[
https://issues.apache.org/jira/browse/PIG-2443?page=com.atlassian.jira.plugin.system.issuetabpanels:comment-tabpanel&focusedCommentId=13173988#comment-13173988
]
Prashant Kommireddi commented on PIG-2443:
------------------------------------------
Proposal to implement 2 UDFs
1. IsInt
2. IsNumeric
IsInt is used to check whether the String input is an Integer. Note this
function checks for Integer range 2,147,483,648 to 2,147,483,647.
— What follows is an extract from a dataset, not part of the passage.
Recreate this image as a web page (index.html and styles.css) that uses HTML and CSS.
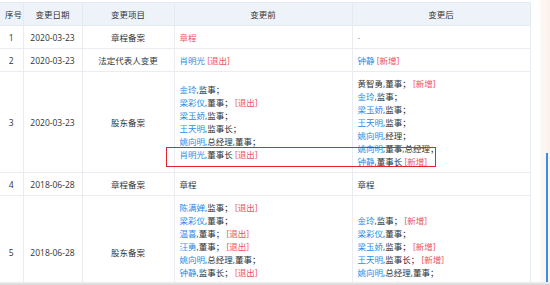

Use IsNumeric instead if you would like to check if a String is numeric. Also
IsNumeric performs better as its a regex match compared to IsInt which makes a
call to Integer.parseInt(String input)
IsInt checks whether making a call to Integer.parseInt results in a
NumberFormatException and returns the boolean accordingly.
{code}
public class IsInt extends EvalFunc<Boolean> {
@Override
public Boolean exec(Tuple input) throws IOException {
if (input == null || input.size() == 0) return false;
try {
String str = (String)input.get(0);
if (str == null || str.length() == 0) return false;
Integer.parseInt(str);
} catch (NumberFormatException nfe) {
return false;
} catch (ClassCastException e) {
warn("Unable to cast input "+input.get(0)+" of class "+
input.get(0).getClass()+" to String",
PigWarning.UDF_WARNING_1);
return false;
}
return true;
}
}
{code}
IsNumeric makes a Regex match against the Input to check whether all characters
are numeric digits.
{code}
public class IsNumeric extends EvalFunc<Boolean> {
@Override
public Boolean exec(Tuple input) throws IOException {
if (input == null || input.size() == 0)
return false;
try {
String str = (String) input.get(0);
if (str == null || str.length() == 0)
return false;
if (str.startsWith("-"))
str = str.substring(1);
return str.matches("\\d*");
} catch (ClassCastException e) {
warn("Unable to cast input " + input.get(0) + " of
class "
+ input.get(0).getClass() + " to
String",
PigWarning.UDF_WARNING_1);
return false;
}
}
}
{code}
I have added Test cases for both UDFs as well.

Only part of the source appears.